Dan Daniels: You don’t really like letting people go, because it’s your trained workforce. Because let’s say in six or seven months, we need these people back, they may or may not be available. And if not, we’re starting from scratch, again. It’s about a seven-month process to teach somebody how to run one of our can lines.
So, how do keep skilled workers, and at the same time, cut payroll? The answer for Independent Can, was Work Share.
Here’s how it works: Companies that enroll in Work Share can shave a five-day work week to three. Employers pay for the hours worked. Employees collect unemployment benefits based on the percent of hours cut. It’s less money.
But that’s OK with Sandy Irey. The HR coordinator at Independent Can went down from five days a week to four.
Sandy Irey: I love it, I really do.
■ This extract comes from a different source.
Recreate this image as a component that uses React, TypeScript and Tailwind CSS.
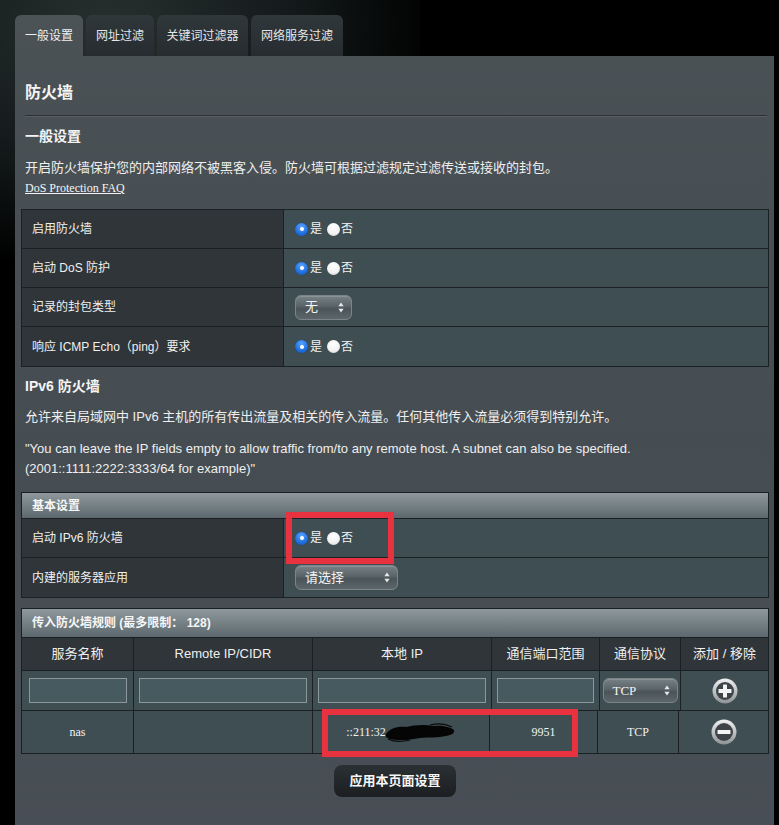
import React from "react";

const font = "font-['Liberation_Sans','Noto_Sans_CJK_SC',sans-serif]";

function Radio({ checked }: { checked: boolean }) {
  return checked ? (
    <span className="inline-flex h-[13px] w-[13px] items-center justify-center rounded-full bg-[radial-gradient(circle_at_50%_30%,#5aa4ff_0%,#1f6fe0_60%,#1655b8_100%)] shadow-[0_0_1px_#0b3a80]">
      <span className="h-[4px] w-[4px] rounded-full bg-white" />
    </span>
  ) : (
    <span className="inline-block h-[13px] w-[13px] rounded-full bg-[radial-gradient(circle_at_50%_30%,#ffffff_0%,#f2f2f2_60%,#cfcfcf_100%)]" />
  );
}

function YesNo() {
  return (
    <div className="flex items-center text-[12px] text-[#f2f2f2]">
      <Radio checked />
      <span className="ml-[2px]">是</span>
      <span className="ml-[5px] flex"><Radio checked={false} /></span>
      <span className="ml-[1px]">否</span>
    </div>
  );
}

function Arrows() {
  return (
    <svg width="6" height="11" viewBox="0 0 6 11" className="shrink-0">
      <path d="M3 0.5 L5.6 4.2 H0.4 Z" fill="#e8e8e8" />
      <path d="M3 10.5 L5.6 6.8 H0.4 Z" fill="#e8e8e8" />
    </svg>
  );
}

function Select({ label, w, serif }: { label: string; w: string; serif?: boolean }) {
  return (
    <div
      className={`flex h-[25px] items-center justify-between rounded-[6px] border border-[#7b8589] bg-[linear-gradient(180deg,#778185_0%,#5a6468_45%,#4b5559_55%,#5d676b_100%)] pl-[9px] pr-[7px] text-[13px] text-[#f4f4f4] shadow-[inset_0_1px_0_rgba(255,255,255,0.15)] ${w} ${serif ? "font-['Liberation_Serif',serif]" : ""}`}
    >
      <span>{label}</span>
      <Arrows />
    </div>
  );
}

function LabelRow({ label, children, last }: { label: string; children: React.ReactNode; last?: boolean }) {
  return (
    <div className={`grid h-[39px] grid-cols-[262px_1fr] ${last ? "" : "border-b border-[#1b2024]"}`}>
      <div className="flex items-center border-r border-[#1b2024] bg-[#2f3539] pl-[10px] text-[12px] text-[#f0f0f0]">
        {label}
      </div>
      <div className="flex items-center bg-[#3f4e53] pl-[11px]">{children}</div>
    </div>
  );
}

function HeaderBar({ children, h }: { children: React.ReactNode; h: string }) {
  return (
    <div className={`flex items-center border-b border-[#1b2024] bg-[linear-gradient(180deg,#8e989d_0%,#737e83_55%,#5d686e_100%)] pl-[10px] text-[12px] font-bold text-[#f6f6f6] ${h}`}>
      {children}
    </div>
  );
}

function CircleBtn({ plus }: { plus: boolean }) {
  return (
    <svg width="26" height="26" viewBox="0 0 26 26">
      <defs>
        <linearGradient id={plus ? "gp" : "gm"} x1="0" y1="0" x2="0" y2="1">
          <stop offset="0" stopColor="#f2f2f2" />
          <stop offset="0.5" stopColor="#bfc3c5" />
          <stop offset="1" stopColor="#8d9295" />
        </linearGradient>
      </defs>
      <circle cx="13" cy="13" r="12.5" fill={`url(#${plus ? "gp" : "gm"})`} />
      <circle cx="13" cy="13" r="9" fill="#3d4346" />
      <rect x="6.5" y="11" width="13" height="4" rx="0.5" fill="#f4f4f4" />
      {plus && <rect x="11" y="6.5" width="4" height="13" rx="0.5" fill="#f4f4f4" />}
    </svg>
  );
}

const cols = "grid-cols-[112px_179px_179px_108px_81px_1fr]";
const cellB = "border-r border-[#1b2024]";

function Input({ w }: { w: string }) {
  return <div className={`h-[25px] border border-[#8b979b] bg-[#465a5f] ${w}`} />;
}

export default function App() {
  return (
    <div className={`relative h-[825px] w-[779px] overflow-hidden bg-black ${font}`}>
      <div className="absolute left-0 top-0 h-[260px] w-[420px] bg-[radial-gradient(ellipse_at_25%_10%,#27302f_0%,#151b1c_40%,rgba(0,0,0,0)_75%)]" />
      <div className="relative flex gap-[3px] pl-[15px] pt-[15px]">
        <div className="flex h-[41px] w-[68px] items-center justify-center rounded-t-[6px] bg-[linear-gradient(180deg,#4c5357,#4a5155)] text-[12px] text-[#f0f0f0]">
          一般设置
        </div>
        <div className="flex h-[41px] w-[68px] items-center justify-center rounded-t-[6px] bg-[linear-gradient(180deg,#30373b,#262c30)] text-[12px] text-[#e6e6e6]">
          网址过滤
        </div>
        <div className="flex h-[41px] w-[91px] items-center justify-center rounded-t-[6px] bg-[linear-gradient(180deg,#30373b,#262c30)] text-[12px] text-[#e6e6e6]">
          关键词过滤器
        </div>
        <div className="flex h-[41px] w-[92px] items-center justify-center rounded-t-[6px] bg-[linear-gradient(180deg,#30373b,#262c30)] text-[12px] text-[#e6e6e6]">
          网络服务过滤
        </div>
      </div>

      <div className="relative ml-[15px] h-[769px] w-[759px] bg-[linear-gradient(180deg,#4a5155_0%,#464d52_50%,#484e55_100%)] pl-[6px] pr-[5px]">
        <div className="pl-[4px] pt-[27px] text-[16px] font-bold leading-[20px] text-[#f4f4f4]">防火墙</div>
        <div className="ml-[4px] mr-[2px] mt-[12px] h-[1px] bg-[#2a3034] shadow-[0_1px_0_#586065]" />
        <div className="pl-[4px] pt-[11px] text-[14px] font-bold leading-[18px] text-[#f4f4f4]">一般设置</div>
        <div className="pl-[4px] pt-[14px] text-[13px] leading-[18px] text-[#efefef]">
          开启防火墙保护您的内部网络不被黑客入侵。防火墙可根据过滤规定过滤传送或接收的封包。
        </div>
        <div className="pl-[4px] pt-[3px] font-['Liberation_Serif',serif] text-[12px] leading-[16px] text-[#f4f4f4] underline">
          DoS Protection FAQ
        </div>

        <div className="mt-[13px] border border-[#1b2024]">
          <LabelRow label="启用防火墙"><YesNo /></LabelRow>
          <LabelRow label="启动 DoS 防护"><YesNo /></LabelRow>
          <LabelRow label="记录的封包类型"><Select label="无" w="w-[57px]" /></LabelRow>
          <LabelRow label="响应 ICMP Echo（ping）要求" last><YesNo /></LabelRow>
        </div>

        <div className="pl-[4px] pt-[10px] text-[14px] font-bold leading-[18px] text-[#f4f4f4]">IPv6 防火墙</div>
        <div className="pl-[4px] pt-[13px] text-[13px] leading-[18px] text-[#efefef]">
          允许来自局域网中 IPv6 主机的所有传出流量及相关的传入流量。任何其他传入流量必须得到特别允许。
        </div>
        <div className="pl-[4px] pt-[13px] text-[13px] leading-[20px] text-[#efefef]">
          "You can leave the IP fields empty to allow traffic from/to any remote host. A subnet can also be specified.
          <br />
          (2001::1111:2222:3333/64 for example)"
        </div>

        <div className="mt-[13px] border border-[#1b2024]">
          <HeaderBar h="h-[26px]">基本设置</HeaderBar>
          <LabelRow label="启动 IPv6 防火墙"><YesNo /></LabelRow>
          <LabelRow label="内建的服务器应用" last><Select label="请选择" w="w-[103px]" /></LabelRow>
        </div>

        <div className="mt-[10px] border border-[#1b2024]">
          <HeaderBar h="h-[29px]">传入防火墙规则 (最多限制： 128)</HeaderBar>
          <div className={`grid h-[33px] ${cols} border-b border-[#1b2024] bg-[#2f3539] text-[13px] text-[#f0f0f0]`}>
            <div className={`flex items-center justify-center ${cellB}`}>服务名称</div>
            <div className={`flex items-center justify-center ${cellB}`}>Remote IP/CIDR</div>
            <div className={`flex items-center justify-center ${cellB}`}>本地 IP</div>
            <div className={`flex items-center justify-center ${cellB}`}>通信端口范围</div>
            <div className={`flex items-center justify-center ${cellB}`}>通信协议</div>
            <div className="flex items-center justify-center">添加 / 移除</div>
          </div>
          <div className={`grid h-[40px] ${cols} border-b border-[#1b2024] bg-[#3f4e53]`}>
            <div className={`flex items-center justify-center ${cellB}`}><Input w="w-[98px]" /></div>
            <div className={`flex items-center justify-center ${cellB}`}><Input w="w-[168px]" /></div>
            <div className={`flex items-center justify-center ${cellB}`}><Input w="w-[168px]" /></div>
            <div className={`flex items-center justify-center ${cellB}`}><Input w="w-[97px]" /></div>
            <div className={`flex items-center justify-center ${cellB}`}><Select label="TCP" w="w-[75px]" serif /></div>
            <div className="flex items-center justify-center"><CircleBtn plus /></div>
          </div>
          <div className={`grid h-[42px] grid-cols-[112px_179px_177px_108px_81px_1fr] bg-[#3f4e53] font-['Liberation_Serif',serif] text-[12px] text-[#f2f2f2]`}>
            <div className={`flex items-center justify-center ${cellB}`}>nas</div>
            <div className={`flex items-center justify-center ${cellB}`}></div>
            <div className={`flex items-center justify-center ${cellB}`}>
              <span>::211:32</span>
              <svg width="72" height="24" viewBox="0 0 72 24" className="-ml-[2px]">
                <path
                  d="M2 14 C6 8 14 6 22 7 C30 5 40 4 50 6 C58 5 66 7 70 10 C71 13 68 15 62 16 C54 18 44 17 36 18 C26 20 14 21 6 19 C2 18 1 16 2 14 Z"
                  fill="#050505"
                />
                <path d="M4 19 C10 22 18 22 26 20" stroke="#0a0a0a" strokeWidth="1.2" fill="none" />
                <path d="M46 5 C54 3 62 4 68 7" stroke="#0a0a0a" strokeWidth="1.2" fill="none" />
              </svg>
            </div>
            <div className={`flex items-center justify-center ${cellB}`}>9951</div>
            <div className={`flex items-center justify-center ${cellB}`}>TCP</div>
            <div className="flex items-center justify-center"><CircleBtn plus={false} /></div>
          </div>
        </div>

        <div className="mt-[11px] flex justify-center">
          <div className="flex h-[32px] w-[122px] items-center justify-center rounded-[8px] bg-[linear-gradient(180deg,#2b3034_0%,#1b1f22_100%)] text-[13px] font-bold text-[#f6f6f6]">
            应用本页面设置
          </div>
        </div>
      </div>

      <div className="pointer-events-none absolute left-[286px] top-[512px] h-[52px] w-[108px] border-[6px] border-[#e8323f]" />
      <div className="pointer-events-none absolute left-[322px] top-[709px] h-[48px] w-[256px] border-[6px] border-[#e8323f]" />
    </div>
  );
}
Last week on my day off, I was running errands and the lady at the counter in the card shop apologized for keeping me waiting and I said, “That’s okay, I’m not in a hurry.” And I thought, “How refreshing.”
Irey is the first to admit it’s a different story for many workers on the factory floor, who need all the money they can get. But manager Dan Daniels says Work Share has helped to keep morale up.
Daniels: I do think it gives people a sense that we’re all in this together and I’m not being singled out and laid off: “What did I do to get laid off involuntarily?”
California was the first state to offer Work Share, back in 1978. Seventeen other states have followed, including Maryland. But in the current recession, Work Share enrollment is way up. In Maryland, the increase is ten-fold.
Tom Wendel: Right now, unfortunately for us, business is good, and that’s usually not good for everybody else.
That’s Tom Wendel. He runs the Maryland state unemployment program. Wendel says Work Share is a good way for companies to get through a slump. But he worries about the strain the recession is putting on the trust fund that pays out unemployment benefits.
Wendel: Maryland has a little bit over $500 million in a trust fund right now. So, we’re looking relatively good compared to a lot of states, but money goes quickly. We’re paying out almost $35 million a week right now.
Work Share is only a small part of that payout. In fact, Wendel says only a fraction of companies eligible for Work Share sign onto the program. And Work Share can’t always prevent layoffs. At Independent Can, 21 people — about 9 percent of the company’s workforce — were told last month they no longer had jobs.
In Belcamp, Md., I’m Cathy Duchamp, for Marketplace Money.